As we manipulate the expected frequencies of the second order connection motifs, we are still holding the expected frequency of the single-edge motif at $p$. We cannot increase the frequency of any two-edge motif by adding additional edges, or that would increase the frequency of the single-edge motif. Instead, if we would like to increase the frequency of the reciprocal motif, for example, we need to increase the probability that both $A_{ij}$ and $A_{ji}$ are one and simultaneously increase the probability that both $A_{ij}$ and $A_{ji}$ are zero (while decreasing the one edge occurs without the other). We must do this in a way to keep the probability of all single-edge motifs at $p$.

We can express the fact that the $\alpha$'s simply must increase the coordination between their edges by writing them in terms of the covariances between edges.
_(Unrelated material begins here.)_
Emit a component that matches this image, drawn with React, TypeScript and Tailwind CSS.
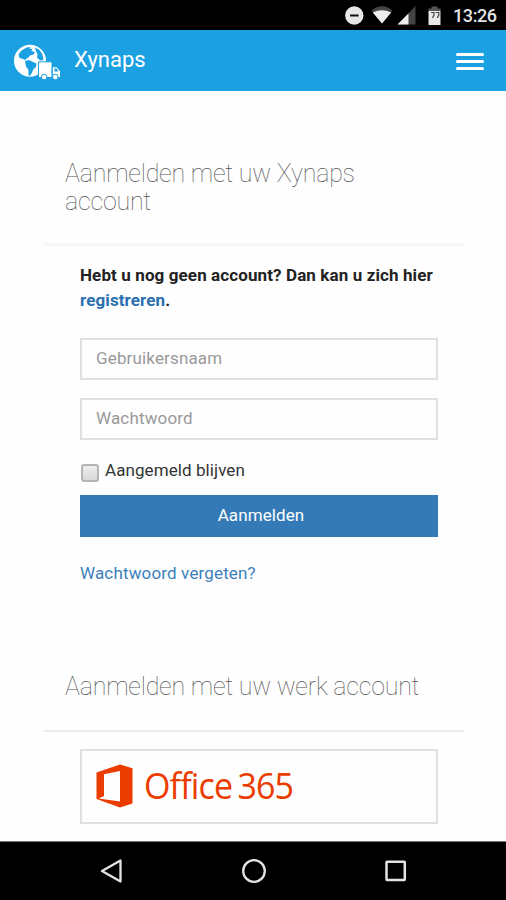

Using equation \eqref{probedge} for single-edge probability, one can rewrite the definitions for the $\alpha$'s as normalized covariances. \begin{align*} \alpha_{\text{recip}} &= \frac{\text{cov}(A_{ij},A_{ji})}{E(A_{ij})E(A_{ji})} &\alpha_{\text{conv}}&=\frac{\text{cov}(A_{ij},A_{ik})}{E(A_{ij})E(A_{ik})}\\ \alpha_{\text{div}}&=\frac{\text{cov}(A_{ij},A_{kj})}{E(A_{ij})E(A_{kj})} &\alpha_{\text{chain}}&=\frac{\text{cov}(A_{ij},A_{jk})}{E(A_{ij})E(A_{jk})} \end{align*}

For ER random networks, it is a simple matter to generate a network with given edge probability, as we can generate the random number for each edge independently using equation \eqref{probedge}. However, when we break this independence by adding correlations among the edges through nonzero $\alpha$'s, the process of generating a network with the required statistics is more subtle. It turns out one can define a random network model based on these statistics, the SONET (second order network) model1 and sample networks with different values of the $\alpha$'s. In this way, we obtain a probability distribution for the network parametrized by the first order statistic $p$ and the second order statistics $\alpha_{\text{recip}}$, $\alpha_{\text{conv}}$, $\alpha_{\text{div}}$, and $\alpha_{\text{chain}}$.